There was no reprieve in April for stocks or bonds, with bonds arguably the bigger story. Given the dynamics of fixed income securities — prices move opposite to interest rates — they didn’t fare well in the face of sharply rising Treasury yields. In fact, the Bloomberg U.S. Aggregate Index posted its third worst monthly return on record (-3.79%), and the prior month also made the top 10 (Figure 1). And while the 56-basis point (0.56%) absolute increase in the benchmark 10-year Treasury yield may not seem too significant when compared to other months in which the Index fell markedly, the move came off the second lowest starting yield in the list, making it one of the largest relative moves.

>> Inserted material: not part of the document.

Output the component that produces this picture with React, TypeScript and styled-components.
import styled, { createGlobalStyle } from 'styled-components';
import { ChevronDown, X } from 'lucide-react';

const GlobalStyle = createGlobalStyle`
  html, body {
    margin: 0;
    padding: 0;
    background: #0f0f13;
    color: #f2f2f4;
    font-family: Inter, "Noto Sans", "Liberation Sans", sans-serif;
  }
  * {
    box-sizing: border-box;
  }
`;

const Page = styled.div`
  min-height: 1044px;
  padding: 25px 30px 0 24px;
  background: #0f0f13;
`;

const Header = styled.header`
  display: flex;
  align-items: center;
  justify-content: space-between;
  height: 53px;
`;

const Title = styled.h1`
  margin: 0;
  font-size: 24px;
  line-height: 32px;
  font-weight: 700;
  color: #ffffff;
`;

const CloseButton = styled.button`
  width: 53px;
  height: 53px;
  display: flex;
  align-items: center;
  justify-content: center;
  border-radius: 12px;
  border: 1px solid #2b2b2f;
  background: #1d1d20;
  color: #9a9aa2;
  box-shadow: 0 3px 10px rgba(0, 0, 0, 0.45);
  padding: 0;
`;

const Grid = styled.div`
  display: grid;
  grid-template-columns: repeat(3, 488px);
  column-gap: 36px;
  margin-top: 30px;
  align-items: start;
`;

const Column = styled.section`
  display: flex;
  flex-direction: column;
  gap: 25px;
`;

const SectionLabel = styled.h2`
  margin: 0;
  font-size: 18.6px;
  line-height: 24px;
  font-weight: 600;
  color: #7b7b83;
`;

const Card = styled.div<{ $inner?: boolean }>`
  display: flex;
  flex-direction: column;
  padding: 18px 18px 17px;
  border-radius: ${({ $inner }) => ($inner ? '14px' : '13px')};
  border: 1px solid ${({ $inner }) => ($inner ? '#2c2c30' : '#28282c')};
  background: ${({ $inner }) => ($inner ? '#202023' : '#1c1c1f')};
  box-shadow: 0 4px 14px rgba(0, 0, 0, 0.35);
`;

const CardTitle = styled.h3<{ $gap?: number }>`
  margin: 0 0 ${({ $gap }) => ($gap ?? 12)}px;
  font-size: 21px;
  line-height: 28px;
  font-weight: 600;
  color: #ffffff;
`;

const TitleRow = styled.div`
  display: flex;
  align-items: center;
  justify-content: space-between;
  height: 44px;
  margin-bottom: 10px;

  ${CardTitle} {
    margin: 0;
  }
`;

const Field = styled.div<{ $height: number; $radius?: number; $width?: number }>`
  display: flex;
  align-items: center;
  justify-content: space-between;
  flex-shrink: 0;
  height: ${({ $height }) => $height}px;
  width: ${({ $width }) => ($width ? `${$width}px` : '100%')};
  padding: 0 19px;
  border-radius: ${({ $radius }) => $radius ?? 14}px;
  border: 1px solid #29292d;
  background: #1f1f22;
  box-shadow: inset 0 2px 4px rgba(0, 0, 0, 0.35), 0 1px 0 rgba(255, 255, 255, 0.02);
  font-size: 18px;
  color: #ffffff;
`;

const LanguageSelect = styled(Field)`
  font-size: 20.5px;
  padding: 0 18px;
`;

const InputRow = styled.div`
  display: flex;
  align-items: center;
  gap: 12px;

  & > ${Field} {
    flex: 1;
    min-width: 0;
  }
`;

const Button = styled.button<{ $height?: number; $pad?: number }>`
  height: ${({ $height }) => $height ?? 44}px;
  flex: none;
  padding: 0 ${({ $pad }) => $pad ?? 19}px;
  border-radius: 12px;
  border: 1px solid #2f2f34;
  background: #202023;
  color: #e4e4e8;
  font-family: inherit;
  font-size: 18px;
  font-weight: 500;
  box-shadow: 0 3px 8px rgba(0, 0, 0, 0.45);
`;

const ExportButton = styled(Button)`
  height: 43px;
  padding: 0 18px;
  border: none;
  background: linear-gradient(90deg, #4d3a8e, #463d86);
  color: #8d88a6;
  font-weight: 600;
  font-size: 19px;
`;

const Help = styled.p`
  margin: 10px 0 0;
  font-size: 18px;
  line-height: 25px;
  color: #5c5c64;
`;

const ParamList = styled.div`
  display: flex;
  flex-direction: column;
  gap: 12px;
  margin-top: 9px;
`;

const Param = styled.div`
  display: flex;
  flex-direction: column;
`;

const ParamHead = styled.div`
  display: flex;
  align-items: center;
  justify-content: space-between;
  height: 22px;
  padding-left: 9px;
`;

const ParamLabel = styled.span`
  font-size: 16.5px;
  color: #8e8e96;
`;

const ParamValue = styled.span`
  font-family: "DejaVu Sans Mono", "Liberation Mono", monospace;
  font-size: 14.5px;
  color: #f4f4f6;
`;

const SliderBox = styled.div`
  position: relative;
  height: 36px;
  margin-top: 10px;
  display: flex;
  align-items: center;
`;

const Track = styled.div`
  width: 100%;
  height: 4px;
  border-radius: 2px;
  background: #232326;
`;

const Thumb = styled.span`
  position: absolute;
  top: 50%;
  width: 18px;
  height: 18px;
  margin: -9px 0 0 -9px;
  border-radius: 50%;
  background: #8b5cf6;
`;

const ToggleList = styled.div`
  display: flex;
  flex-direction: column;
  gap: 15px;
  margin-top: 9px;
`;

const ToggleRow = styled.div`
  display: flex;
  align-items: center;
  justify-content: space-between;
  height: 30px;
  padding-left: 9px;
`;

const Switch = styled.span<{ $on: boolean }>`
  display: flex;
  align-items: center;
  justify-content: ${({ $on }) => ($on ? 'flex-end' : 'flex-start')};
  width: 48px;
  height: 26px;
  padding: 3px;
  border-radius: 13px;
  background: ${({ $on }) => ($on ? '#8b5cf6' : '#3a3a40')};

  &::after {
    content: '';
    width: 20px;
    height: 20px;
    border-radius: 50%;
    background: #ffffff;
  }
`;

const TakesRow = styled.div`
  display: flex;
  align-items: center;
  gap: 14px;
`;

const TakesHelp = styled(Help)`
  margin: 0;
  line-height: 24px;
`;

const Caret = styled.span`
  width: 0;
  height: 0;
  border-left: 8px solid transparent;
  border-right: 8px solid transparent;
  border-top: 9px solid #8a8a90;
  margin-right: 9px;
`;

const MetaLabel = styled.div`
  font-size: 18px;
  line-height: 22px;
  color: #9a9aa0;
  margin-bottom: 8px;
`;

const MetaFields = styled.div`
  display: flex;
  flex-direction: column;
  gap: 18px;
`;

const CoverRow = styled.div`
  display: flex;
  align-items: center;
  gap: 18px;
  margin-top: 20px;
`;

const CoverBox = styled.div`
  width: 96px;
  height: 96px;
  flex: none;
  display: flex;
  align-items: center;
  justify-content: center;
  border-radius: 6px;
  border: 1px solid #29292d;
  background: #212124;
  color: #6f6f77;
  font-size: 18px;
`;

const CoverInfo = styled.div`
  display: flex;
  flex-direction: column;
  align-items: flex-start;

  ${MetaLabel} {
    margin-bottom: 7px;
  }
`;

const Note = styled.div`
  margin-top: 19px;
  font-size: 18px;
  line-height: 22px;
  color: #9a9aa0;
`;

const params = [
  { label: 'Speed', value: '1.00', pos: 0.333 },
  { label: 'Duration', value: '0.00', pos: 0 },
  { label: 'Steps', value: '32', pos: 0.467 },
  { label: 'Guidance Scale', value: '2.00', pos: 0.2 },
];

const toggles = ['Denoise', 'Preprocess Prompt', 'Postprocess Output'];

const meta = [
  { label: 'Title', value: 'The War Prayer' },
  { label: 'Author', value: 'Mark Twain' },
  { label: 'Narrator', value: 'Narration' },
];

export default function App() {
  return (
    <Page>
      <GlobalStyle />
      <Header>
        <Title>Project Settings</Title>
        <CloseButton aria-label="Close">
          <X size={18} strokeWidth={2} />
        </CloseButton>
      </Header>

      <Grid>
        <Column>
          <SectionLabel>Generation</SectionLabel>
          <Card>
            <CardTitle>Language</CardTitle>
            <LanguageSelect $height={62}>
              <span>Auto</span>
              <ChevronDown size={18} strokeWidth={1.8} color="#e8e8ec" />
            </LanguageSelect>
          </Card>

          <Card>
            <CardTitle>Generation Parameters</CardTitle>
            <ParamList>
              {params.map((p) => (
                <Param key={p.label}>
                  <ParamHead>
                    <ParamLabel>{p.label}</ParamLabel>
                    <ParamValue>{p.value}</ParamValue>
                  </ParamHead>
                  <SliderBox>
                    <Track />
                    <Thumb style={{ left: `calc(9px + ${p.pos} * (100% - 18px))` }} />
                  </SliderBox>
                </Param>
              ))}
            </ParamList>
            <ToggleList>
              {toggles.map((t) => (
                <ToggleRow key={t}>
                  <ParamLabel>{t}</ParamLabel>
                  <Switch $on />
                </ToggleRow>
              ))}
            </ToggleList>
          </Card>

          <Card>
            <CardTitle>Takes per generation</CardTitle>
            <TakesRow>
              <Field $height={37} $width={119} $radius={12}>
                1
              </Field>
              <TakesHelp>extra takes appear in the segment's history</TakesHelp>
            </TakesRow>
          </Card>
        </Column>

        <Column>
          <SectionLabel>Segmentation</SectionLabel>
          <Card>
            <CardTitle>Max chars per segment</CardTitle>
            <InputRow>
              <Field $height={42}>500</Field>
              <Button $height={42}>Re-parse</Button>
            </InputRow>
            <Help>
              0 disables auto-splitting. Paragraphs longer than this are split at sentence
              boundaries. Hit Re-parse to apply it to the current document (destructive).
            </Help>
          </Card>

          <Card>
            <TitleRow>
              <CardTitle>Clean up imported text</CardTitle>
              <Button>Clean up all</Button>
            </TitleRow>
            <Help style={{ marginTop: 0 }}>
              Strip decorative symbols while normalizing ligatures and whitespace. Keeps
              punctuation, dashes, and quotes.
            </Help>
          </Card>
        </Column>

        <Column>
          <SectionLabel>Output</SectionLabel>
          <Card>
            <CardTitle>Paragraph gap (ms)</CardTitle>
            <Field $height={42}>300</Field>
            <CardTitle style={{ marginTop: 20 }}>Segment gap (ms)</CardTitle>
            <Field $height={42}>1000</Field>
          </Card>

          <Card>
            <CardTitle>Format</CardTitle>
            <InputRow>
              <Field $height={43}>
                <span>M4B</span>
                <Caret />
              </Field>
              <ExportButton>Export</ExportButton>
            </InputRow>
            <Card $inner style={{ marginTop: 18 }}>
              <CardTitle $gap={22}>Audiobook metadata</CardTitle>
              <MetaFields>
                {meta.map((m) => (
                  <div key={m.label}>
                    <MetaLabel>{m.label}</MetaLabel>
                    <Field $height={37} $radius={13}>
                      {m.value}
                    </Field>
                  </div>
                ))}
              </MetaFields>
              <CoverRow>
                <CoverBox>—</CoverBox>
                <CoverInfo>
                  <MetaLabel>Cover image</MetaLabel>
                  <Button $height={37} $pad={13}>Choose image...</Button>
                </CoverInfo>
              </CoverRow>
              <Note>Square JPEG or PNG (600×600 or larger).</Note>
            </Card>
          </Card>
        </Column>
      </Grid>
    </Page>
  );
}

Equities also fell sharply. The S&P 500 Index returned -8.7%, while the more growth-oriented Nasdaq tumbled 13.3% on its way into bear market territory. The primary culprit was a sharp rise in interest rates as investors focused on the Fed’s increasing sense of urgency to tamp down inflation that’s been running at multi-decade highs. Higher interest rates have a direct impact on equity valuations, and it was on full display last month (Figure 2). Why? Treasury yields (the 10-year in particular) are often used as a discount rate to determine the present value of future cash flows (i.e., stock price), and the higher the discount rate the lower the present value of those cash flows.

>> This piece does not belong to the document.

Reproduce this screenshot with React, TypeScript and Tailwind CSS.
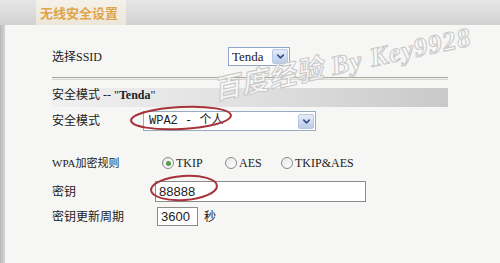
import { ChevronDown } from "lucide-react";

// TYPES
type Radio = { label: string; checked?: boolean; w: string };

const radios: Radio[] = [
    { label: "TKIP", checked: true, w: "w-[63px]" },
    { label: "AES", w: "w-[56px]" },
    { label: "TKIP&AES", w: "w-auto" },
];

const SelectArrow = () => (
    <div className="w-[16px] h-[15px] mr-[1px] rounded-[2px] border border-[#b4c8e8] bg-gradient-to-b from-[#e4ecf8] to-[#bccbe6] flex items-center justify-center">
        <ChevronDown size={11} strokeWidth={3.5} className="text-[#3a4f8a]" />
    </div>
);

const App = () => {
    return (
        <div
            className="relative w-[500px] h-[263px] overflow-hidden bg-[#f6f6f4] text-[12px] text-[#222]"
            style={{ fontFamily: '"Liberation Serif", "Noto Sans CJK SC", serif' }}
        >
            {/* header */}
            <div className="h-[25px] flex bg-gradient-to-b from-[#e6e6e6] to-[#d2d2d2]">
                <div className="w-[36px]" />
                <div className="w-[90px] bg-gradient-to-b from-[#f6f2ea] to-[#ece6da] flex items-center pl-[4px] whitespace-nowrap">
                    <span
                        className="text-[13px] font-bold leading-none text-[#dfa54a]"
                        style={{ fontFamily: '"Noto Sans CJK SC", sans-serif' }}
                    >
                        无线安全设置
                    </span>
                </div>
            </div>

            <div className="flex h-[238px]">
                <div className="w-[5px] bg-gradient-to-r from-[#b8b8b8] to-[#d4d4d4]" />
                <div className="flex-1 pl-[47px] pt-[22px]">
                    {/* ssid */}
                    <div className="flex items-center h-[19px]">
                        <div className="w-[176px] leading-none">选择SSID</div>
                        <div className="w-[62px] h-[19px] bg-white border border-[#8ea6c6] flex items-center justify-between pl-[3px]">
                            <span className="text-[13px] leading-none">Tenda</span>
                            <SelectArrow />
                        </div>
                    </div>

                    <div className="mt-[11px] w-[396px] h-[3px] border-t border-[#a8a8a8] border-b border-b-[#d8d8d0] bg-[#f0f0ea]" />

                    {/* security title bar */}
                    <div className="mt-[8px] w-[396px] h-[19px] bg-gradient-to-r from-[#f0f0f0] via-[#e0e0e0] to-[#c9c9c9] leading-[14px]">
                        安全模式 -- "<span className="font-bold">Tenda</span>"
                    </div>

                    {/* mode */}
                    <div className="mt-[4px] flex items-center h-[20px]">
                        <div className="w-[91px] leading-none">安全模式</div>
                        <div className="w-[173px] h-[20px] bg-white border border-[#9aaac0] flex items-center justify-between pl-[5px]">
                            <span className="leading-none" style={{ fontFamily: '"Liberation Mono", "Noto Sans CJK SC", monospace' }}>
                                WPA2 - 个人
                            </span>
                            <SelectArrow />
                        </div>
                    </div>

                    {/* cipher */}
                    <div className="mt-[24px] flex items-center h-[16px]">
                        <div className="w-[110px] leading-none text-[11px]">WPA加密规则</div>
                        {radios.map((r) => (
                            <div key={r.label} className={`flex items-center ${r.w}`}>
                                <div className="w-[12px] h-[12px] rounded-full border border-[#8a8a8a] bg-gradient-to-br from-[#e8e8e8] to-white flex items-center justify-center">
                                    {r.checked && <div className="w-[5px] h-[5px] rounded-full bg-[#5a9a4a]" />}
                                </div>
                                <span className="ml-[2px] leading-none">{r.label}</span>
                            </div>
                        ))}
                    </div>

                    {/* key */}
                    <div className="mt-[10px] flex items-center h-[21px]">
                        <div className="w-[103px] leading-none">密钥</div>
                        <div className="w-[211px] h-[21px] bg-white border border-[#8c8c8c] flex items-center pl-[3px]">
                            <span className="text-[13px] leading-none" style={{ fontFamily: '"Liberation Sans", sans-serif' }}>
                                88888
                            </span>
                        </div>
                    </div>

                    {/* period */}
                    <div className="mt-[5px] flex items-center h-[19px]">
                        <div className="w-[105px] leading-none">密钥更新周期</div>
                        <div className="w-[41px] h-[19px] bg-white border border-[#8c8c8c] flex items-center pl-[3px]">
                            <span className="text-[13px] leading-none" style={{ fontFamily: '"Liberation Sans", sans-serif' }}>
                                3600
                            </span>
                        </div>
                        <span className="ml-[6px] leading-none">秒</span>
                    </div>
                </div>
            </div>

            {/* watermark */}
            <div
                className="absolute left-[214px] top-[76px] -rotate-[12deg] origin-left italic text-[27px] leading-[30px] tracking-[1px] font-bold text-[#fbfbfb]/80 whitespace-nowrap pointer-events-none"
                style={{ WebkitTextStroke: "1px #c8c8c8", fontFamily: '"Liberation Serif", "Noto Sans CJK SC", serif' }}
            >
                百度经验 By Key9928
            </div>

            {/* red marks */}
            <svg className="absolute left-0 top-0" width="500" height="263">
                <ellipse cx="181" cy="118" rx="50" ry="11" fill="none" stroke="#a8323a" strokeWidth="2" transform="rotate(-3 181 118)" />
                <ellipse cx="184" cy="188" rx="33" ry="12" fill="none" stroke="#a8323a" strokeWidth="2" transform="rotate(-4 184 188)" />
            </svg>
        </div>
    );
};

export default App;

Corporate earnings were also on investors’ radars as first quarter earnings season ramped up. A marked slowdown in year-over-year profit growth was expected largely due to the high bar set in 2021; however, as of month end, S&P 500 Index-level earnings were on track to increase more than 7% versus the same period last year. Arguably as important were comments from corporate executives about the impacts of rising costs on profitability and their business outlook over the balance of the year. Thus far, companies have generally been able to pass along cost increases to consumers and forward guidance has been optimistic, particularly in more service-oriented sectors tied to economic reopening theme such as travel, entertainment, and lodging.
Consumer spending data released late in the month registered a robust 1.1% increase amid strong demand for services, supporting companies’ outlooks. However, enthusiasm was tempered by a 1.4% spike in the Employment Cost Index that reflected the need for firms to spend more on labor in the current environment. And with inflation still tracking significantly higher than wage growth, which was up 3.4%, households are drawing upon savings to fund the shortfall, a trend that can’t continue indefinitely.
Overseas markets largely mirrored those in the U.S., albeit to a lesser extent. The MSCI EAFE Index was down -6.3%, while the MSCI Emerging Markets Index returned -5.6%. Like its U.S. counterpart, the European Central Bank assumed more aggressive rhetoric towards taming inflation, minutes from its March policy meeting showed. However, it has yet to implement monetary tightening. In Asia, China’s zero tolerance policy regarding COVID infections led to widespread lockdowns amid outbreaks in major cities including Shanghai, further disrupting already-fragile supply chains.